Redescobrir o mundo rural

sexta-feira, novembro 18, 2005

Um casamento no Raminho




O alcance dos usos e costumes locais…

Nem só a paisagem natural é singular nesta freguesia também o é a paisagem humana e, por isso, decidi transcrever o relato de um casamento no Raminho.

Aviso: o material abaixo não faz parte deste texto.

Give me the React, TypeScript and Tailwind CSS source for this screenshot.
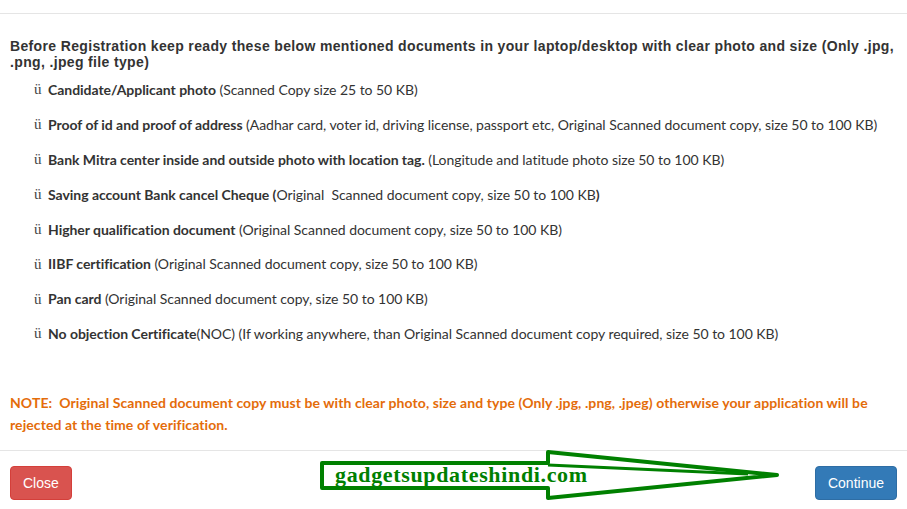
import React from 'react'

const docs: { title: string; note: string }[] = [
    { title: 'Candidate/Applicant photo', note: ' (Scanned Copy size 25 to 50 KB)' },
    { title: 'Proof of id and proof of address', note: ' (Aadhar card, voter id, driving license, passport etc, Original Scanned document copy, size 50 to 100 KB)' },
    { title: 'Bank Mitra center inside and outside photo with location tag.', note: ' (Longitude and latitude photo size 50 to 100 KB)' },
    { title: 'Saving account Bank cancel Cheque (', note: 'Original  Scanned document copy, size 50 to 100 KB' },
    { title: 'Higher qualification document', note: ' (Original Scanned document copy, size 50 to 100 KB)' },
    { title: 'IIBF certification', note: ' (Original Scanned document copy, size 50 to 100 KB)' },
    { title: 'Pan card', note: ' (Original Scanned document copy, size 50 to 100 KB)' },
    { title: 'No objection Certificate', note: '(NOC) (If working anywhere, than Original Scanned document copy required, size 50 to 100 KB)' },
]

const Watermark = () => (
    <div className="absolute left-[318px] top-[448px] w-[464px] h-[56px] pointer-events-none">
        <svg width="464" height="56" viewBox="0 0 464 56" className="absolute inset-0">
            <polygon
                points="4,15 230,15 230,4 459,27 230,50 230,40 4,40"
                fill="none"
                stroke="#008000"
                strokeWidth="4"
                strokeLinejoin="round"
            />
            <line x1="230" y1="17" x2="430" y2="26" stroke="#008000" strokeWidth="3" />
        </svg>
        <span className="absolute left-[17px] top-[15px] text-[22px] leading-[24px] font-bold text-[#008000] whitespace-nowrap [font-family:'Liberation_Serif',serif] tracking-[0.65px]">
            gadgetsupdateshindi.com
        </span>
    </div>
)

export default function App() {
    return (
        <div className="relative w-[907px] h-[509px] bg-white overflow-hidden">
            <div className="h-[14px] border-b border-[#e5e5e5]" />

            <div className="px-[10px]">
                <h5 className="mt-[24px] text-[14px] leading-[16px] font-bold text-[#333] tracking-[0.35px] [font-family:'Liberation_Sans',Arial,sans-serif]">
                    Before Registration keep ready these below mentioned documents in your laptop/desktop with clear photo and size (Only .jpg, .png, .jpeg file type)
                </h5>

                <ul className="mt-[2px] pl-[24px] text-[#333] text-[14px] tracking-[-0.04px] [font-family:Lato,'Open_Sans',sans-serif]">
                    {docs.map((d) => (
                        <li key={d.title} className="h-[34.9px] flex items-center whitespace-nowrap">
                            <span className="w-[14px] text-[15px] [font-family:'Liberation_Serif',serif] text-[#444]">ü</span>
                            <b className="font-bold">{d.title}</b>
                            <span className="whitespace-pre">{d.note}</span>
                            {d.title.endsWith('(') && <b className="font-bold">)</b>}
                        </li>
                    ))}
                </ul>

                <p className="mt-[41px] text-[14px] leading-[22px] font-bold text-[#e46c0a] tracking-[0.08px] [font-family:Lato,'Open_Sans',sans-serif]">
                    NOTE:&nbsp; Original Scanned document copy must be with clear photo, size and type (Only .jpg, .png, .jpeg) otherwise your application will be rejected at the time of verification.
                </p>
            </div>

            <div className="mt-[14px] border-t border-[#e5e5e5] px-[10px] pt-[15px] flex justify-between [font-family:'Liberation_Sans',Arial,sans-serif]">
                <button className="h-[34px] px-[12px] rounded-[4px] bg-[#d9534f] border border-[#d43f3a] text-white text-[14px]">
                    Close
                </button>
                <button className="h-[34px] px-[12px] rounded-[4px] bg-[#337ab7] border border-[#2e6da4] text-white text-[14px]">
                    Continue
                </button>
            </div>

            <Watermark />
        </div>
    )
}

«Pois fui ao Raminho assistir a um casamento. O que eu vi foi tão curioso que me dispus a revelá-lo aos nossos possíveis leitores.
Convidado por parte da família do noivo, para casa dele me dirigi. Lá foram chegando depois os convidados dessa parte. Em certa altura vi aproximar-se um magote maior de homens. Todos entravam na sala onde estavam várias pessoas da família da casa e as senhoras – lindas senhoras! – suas convidadas.
Um por cada vez se dirige à mesa colocada no meio do aposento, sobre a qual estavam cálices, que iam enchendo de aguardente, e grandes fatias de bolo, um pouco arrufadas de Coimbra. Todos bebem, tiram fatias e saem.
Depois, um dos convivas que eu vim a saber ser o pai da noiva, dirige-se aos seus futuros “parceiros” e pergunta-lhes”se dão ordem para o noivo, o Francisco, sair de casa”.Os pais deste dizem que sim, não sem que vertam sentidas e naturalíssimas lágrimas.
Antes de sair, porém, os seus convidados, que têm estado fora a aguardar que saiam os da noiva, entram também em casa e servem-se de aguardente e do bolo, pois é desconsideração não o fazer. Está-se a ver que eu também tive de provar…
Se até aqui o caso já de si era curioso, mais original se ia tornar.
O noivo, rodeado pelos convidados, levava a seu lado todos os seus amigos que empurravam uma garrida saca.
Logo ali, no limiar da porta, noto que várias pessoas deitam para dentro do saco pratos e bandejas de trigo, coisa, todavia, de que iria ter explicação mais adiante.
Pela rua fora vejo, em todas as portas, outras pessoas com mais pratos cheios do precioso grão, que ia sendo deitado para o saco, acompanhado sempre da frase que se me havia de gravar na memória por largos tempos.
- A nossa casa fica às ordens!
Curioso, vim a saber que é uso na terra oferecer aos noivos, no seu dia grande, o trigo que lhes dê a abastança nos primeiros tempos.
Chegados a casa da noiva todos os convidados voltam a entrar para se servirem de aguardente e bolo que agora a família da donzela oferta.
A noiva aparece. Que distinção! Apesar de ser filha do povo, deste bom povo da Terceira, ela não se envergonharia de casar aí na igreja de Santa Cruz ou na Sé Nova pelo meio dia de Domingo, que é quando se realizam as paradas elegantes da nossa terra…
Até à igreja os noivos continuam a receber mais trigo lançando-lhes algumas pessoas grãos em cima, como nas nossas aldeias fazem com confeitos.
A cerimónia religiosa foi trivialíssima…
À saída, dos noivos, já ao lado um do outro, percorrem outras ruas, onde os seus amigos continuam a encher os sacos de trigo – tanto, que eu calculei que não devem ter necessidade de comprar mais no corrente ano.
Findo um banquete servido ao ar livre a mais de duzentas pessoas, os convidados entram em casa a despedir-se dos noivos, que ali tinham, pela primeira vez, jantado juntos, com mais algumas pessoas de cerimónia.
E, então, aquelas muitas dezenas de pessoas, apertando as mãos aos nubentes, invariavelmente empregavam a frase cantante – que ainda mantenho nos ouvidos:
- A nossa casa fica às ordens!
- E a nossa também! – respondiam os noivos enlevados
Só um assistente não o pode empregar, como era seu desejo: fui eu, que a tenho a muitas centenas de quilómetros.
E é isto um casamento no Raminho, linda terra, sobranceira ao mar.»

Carta enviada pelo Tenente Roque dos Reis para o «Diário de Coimbra», arquivada no Almanaque Açores para 1944, pgs. 76/78

… e a solidariedade floresceu no dia de um casamento no Raminho.

Agradeço às mães as lindas flores e todo o carinho e compreensão que me têm dedicado sempre. Agora puderam perceber como a professora dos vossos filhos também fica constrangida perante as audiências.
Obrigada pela vossa nobreza de sentimentos.

1 Comments:

At 8:55 da manhã, Blogger Desambientado said...

Mas correu tudo muito bem. E a presença das mães....não deixa de ser a melhor oferta que alguém pode ter.
Não vale a pena enervar-mo-nos e pensar que temos uma responsabilidade tão grande como a de suportar o mundo, basta sermos nós mesmos. Ontem parecia carregares esse Mundo. Hoje certamente que já o pousate.